Nick is a total nobody on the page, but Evans gifts him with his own personality. A few others do the same: Cliff Curtis adds a little interest as a wealthy, connected Shifter, and Nate Mooney plays a guy named Pinky, who can block the tracking abilities of Sniffers, as a low-rent analog of Nick Cave.
But from Hounsou on down, most of the cast and characters are stock and stiff. As the plot convolutions and superpower varieties mount it’s all too easy to get lost in the details. The best character in the film is one many folks will already know pretty well: the city of Hong Kong. Bereft of a deep-pocketed effects budget McGuigan captures almost all of his action on the streets of that chaotic, colorful city. The environment feels more alive than any of the people on screen.
The setting would be better if it had more of a thematic impact.

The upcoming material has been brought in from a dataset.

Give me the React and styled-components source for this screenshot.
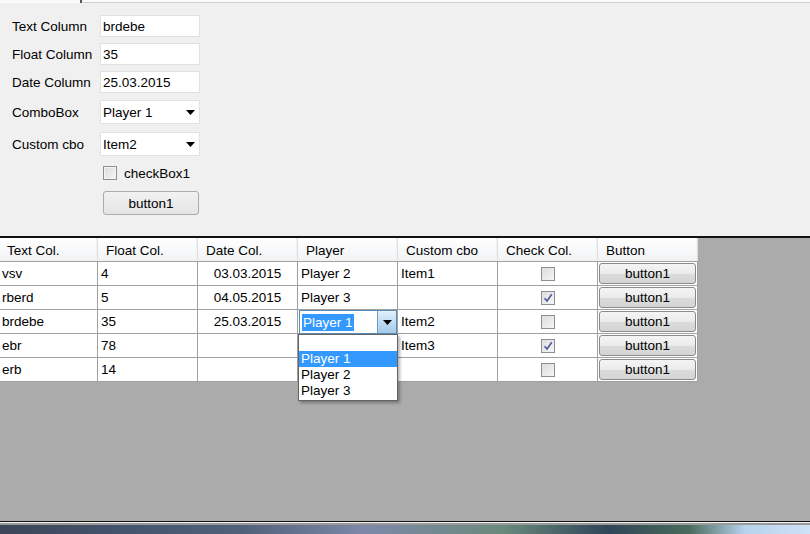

Most of the characters are ex-pats, and there’s a subplot involving warring Chinese and American factions. But Push leaves the implications of these powered outcasts carving out a life for themselves in another culture largely unexplored.
Generally I wouldn’t bother to knock under-budgeted effects like those on display here. McGuigan smartly unleashes them only when really necessary, and with more involving personalities they’d be easy to overlook. But when the powers become the characters, they need to be better realized than this.
(Not to mention more consistent. As the memory-manipulating Pushers become more integral to the plot, their actual abilities become indistinct. Eventually, they can do whatever the plot requires of them.)
Common touchstones for Push will likely be Heroes, Fringe and Alias. I don’t watch those shows so I left the theatre thinking of other things, like Scanners and Matt Wagner’s wonderful comic book series Mage. That’s better than any other grand statement I can make about the movie — Push made me remember a few good things I hadn’t revisited in a while, and when I left the screening I made sure to rectify that right away.